**Goal of the exercise:** All lines below must be repeated exactly, with the pictures omitted.

**Provided material:**
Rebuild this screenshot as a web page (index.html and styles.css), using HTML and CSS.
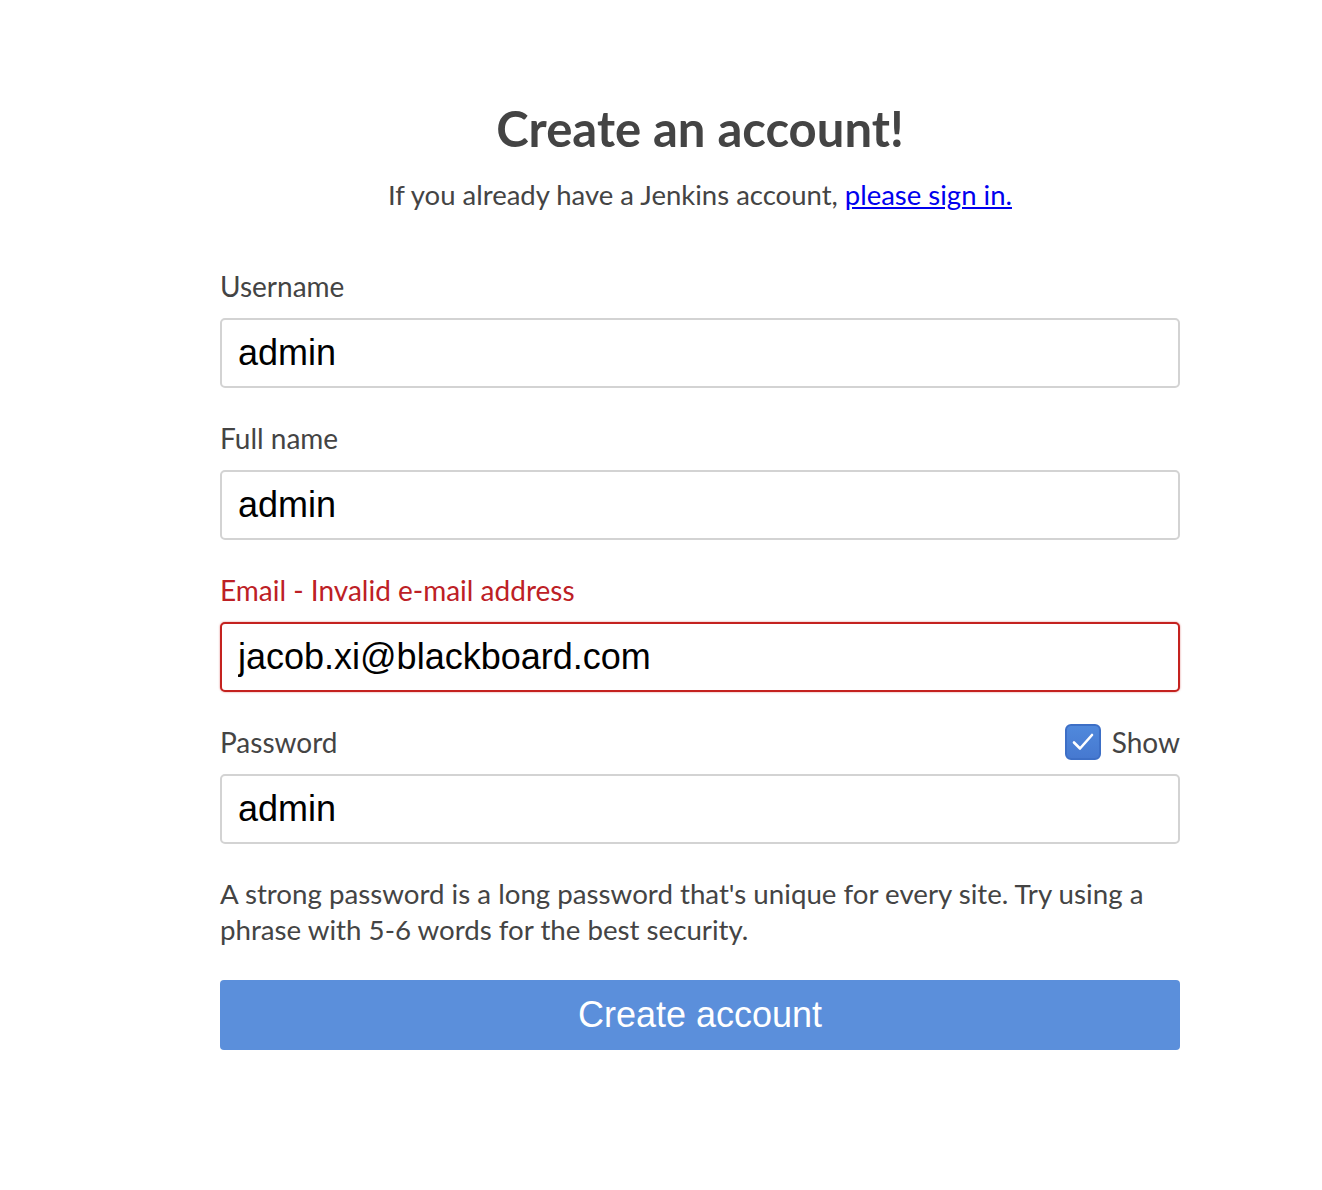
FILE: index.html
```html
<!DOCTYPE html>
<html>
<head>
<meta charset="utf-8">
<link rel="stylesheet" href="styles.css">
</head>
<body>
<div class="signup">
  <h1 class="title">Create an account!</h1>
  <p class="subtitle">If you already have a Jenkins account, <a href="#" class="link">please sign in.</a></p>
  <form class="form">
    <div class="field">
      <div class="label-row"><label class="label">Username</label></div>
      <input class="input" type="text" value="admin">
    </div>
    <div class="field">
      <div class="label-row"><label class="label">Full name</label></div>
      <input class="input" type="text" value="admin">
    </div>
    <div class="field">
      <div class="label-row"><label class="label label-error">Email - Invalid e-mail address</label></div>
      <input class="input input-error" type="text" value="jacob.xi@blackboard.com">
    </div>
    <div class="field">
      <div class="label-row">
        <label class="label">Password</label>
        <span class="show">
          <span class="checkbox"><svg width="30" height="30" viewBox="0 0 30 30"><path d="M6 15.5 L12 21.5 L24 8" fill="none" stroke="#fff" stroke-width="2.6" stroke-linecap="round" stroke-linejoin="round"/></svg></span>
          <span class="show-text">Show</span>
        </span>
      </div>
      <input class="input" type="text" value="admin">
    </div>
    <p class="help">A strong password is a long password that's unique for every site. Try using a phrase with 5-6 words for the best security.</p>
    <button type="button" class="button">Create account</button>
  </form>
</div>
</body>
</html>
```

FILE: styles.css
```css
html, body {
  margin: 0;
  padding: 0;
  background: #fff;
}
body {
  font-family: Lato, "Open Sans", sans-serif;
  color: #444;
}
.signup {
  width: 960px;
  margin-left: 220px;
  padding-top: 96px;
}
.title {
  margin: 0;
  text-align: center;
  font-size: 49px;
  font-weight: 700;
  line-height: 64px;
  color: #444;
}
.subtitle {
  margin: 17px 0 0;
  text-align: center;
  font-size: 27.5px;
  line-height: 36px;
  color: #444;
}
.link {
  color: #0000ee;
  text-decoration: underline;
}
.form {
  margin-top: 55px;
}
.field {
  margin-bottom: 32px;
}
.label-row {
  display: flex;
  justify-content: space-between;
  align-items: center;
  height: 36px;
  margin-bottom: 14px;
}
.label {
  font-size: 28px;
  line-height: 36px;
  color: #444;
}
.label-error {
  color: #bd2025;
}
.input {
  display: block;
  box-sizing: border-box;
  width: 100%;
  height: 70px;
  margin: 0;
  padding: 0 16px;
  border: 2px solid #d3d3d3;
  border-radius: 5px;
  font-family: "Liberation Sans", Arial, sans-serif;
  font-size: 36px;
  color: #000;
  background: #fff;
  outline: none;
}
.input-error {
  border-color: #c4221f;
  box-shadow: 0 0 2px rgba(196, 34, 31, 0.6);
}
.show {
  display: flex;
  align-items: center;
  gap: 11px;
}
.checkbox {
  box-sizing: border-box;
  width: 36px;
  height: 36px;
  border-radius: 6px;
  background: linear-gradient(#5089dc, #4679d0);
  border: 2px solid #3d6fc6;
  display: flex;
  align-items: center;
  justify-content: center;
}
.show-text {
  font-size: 28px;
  line-height: 36px;
  color: #444;
}
.help {
  margin: 0 0 32px;
  font-size: 27.7px;
  line-height: 36px;
  color: #444;
}
.button {
  display: block;
  width: 100%;
  height: 70px;
  border: none;
  border-radius: 4px;
  background: #5b8fdb;
  color: #fff;
  font-family: "Liberation Sans", Arial, sans-serif;
  font-size: 36px;
  cursor: pointer;
}
```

**Exercise result:**
Rebuild this screenshot as a web page (index.html and styles.css), using HTML and CSS.
FILE: index.html
```html
<!DOCTYPE html>
<html>
<head>
<meta charset="utf-8">
<link rel="stylesheet" href="styles.css">
</head>
<body>
<div class="signup">
  <h1 class="title">Create an account!</h1>
  <p class="subtitle">If you already have a Jenkins account, <a href="#" class="link">please sign in.</a></p>
  <form class="form">
    <div class="field">
      <div class="label-row"><label class="label">Username</label></div>
      <input class="input" type="text" value="admin">
    </div>
    <div class="field">
      <div class="label-row"><label class="label">Full name</label></div>
      <input class="input" type="text" value="admin">
    </div>
    <div class="field">
      <div class="label-row"><label class="label label-error">Email - Invalid e-mail address</label></div>
      <input class="input input-error" type="text" value="jacob.xi@blackboard.com">
    </div>
    <div class="field">
      <div class="label-row">
        <label class="label">Password</label>
        <span class="show">
          <span class="checkbox"><svg width="30" height="30" viewBox="0 0 30 30"><path d="M6 15.5 L12 21.5 L24 8" fill="none" stroke="#fff" stroke-width="2.6" stroke-linecap="round" stroke-linejoin="round"/></svg></span>
          <span class="show-text">Show</span>
        </span>
      </div>
      <input class="input" type="text" value="admin">
    </div>
    <p class="help">A strong password is a long password that's unique for every site. Try using a phrase with 5-6 words for the best security.</p>
    <button type="button" class="button">Create account</button>
  </form>
</div>
</body>
</html>
```

FILE: styles.css
```css
html, body {
  margin: 0;
  padding: 0;
  background: #fff;
}
body {
  font-family: Lato, "Open Sans", sans-serif;
  color: #444;
}
.signup {
  width: 960px;
  margin-left: 220px;
  padding-top: 96px;
}
.title {
  margin: 0;
  text-align: center;
  font-size: 49px;
  font-weight: 700;
  line-height: 64px;
  color: #444;
}
.subtitle {
  margin: 17px 0 0;
  text-align: center;
  font-size: 27.5px;
  line-height: 36px;
  color: #444;
}
.link {
  color: #0000ee;
  text-decoration: underline;
}
.form {
  margin-top: 55px;
}
.field {
  margin-bottom: 32px;
}
.label-row {
  display: flex;
  justify-content: space-between;
  align-items: center;
  height: 36px;
  margin-bottom: 14px;
}
.label {
  font-size: 28px;
  line-height: 36px;
  color: #444;
}
.label-error {
  color: #bd2025;
}
.input {
  display: block;
  box-sizing: border-box;
  width: 100%;
  height: 70px;
  margin: 0;
  padding: 0 16px;
  border: 2px solid #d3d3d3;
  border-radius: 5px;
  font-family: "Liberation Sans", Arial, sans-serif;
  font-size: 36px;
  color: #000;
  background: #fff;
  outline: none;
}
.input-error {
  border-color: #c4221f;
  box-shadow: 0 0 2px rgba(196, 34, 31, 0.6);
}
.show {
  display: flex;
  align-items: center;
  gap: 11px;
}
.checkbox {
  box-sizing: border-box;
  width: 36px;
  height: 36px;
  border-radius: 6px;
  background: linear-gradient(#5089dc, #4679d0);
  border: 2px solid #3d6fc6;
  display: flex;
  align-items: center;
  justify-content: center;
}
.show-text {
  font-size: 28px;
  line-height: 36px;
  color: #444;
}
.help {
  margin: 0 0 32px;
  font-size: 27.7px;
  line-height: 36px;
  color: #444;
}
.button {
  display: block;
  width: 100%;
  height: 70px;
  border: none;
  border-radius: 4px;
  background: #5b8fdb;
  color: #fff;
  font-family: "Liberation Sans", Arial, sans-serif;
  font-size: 36px;
  cursor: pointer;
}
```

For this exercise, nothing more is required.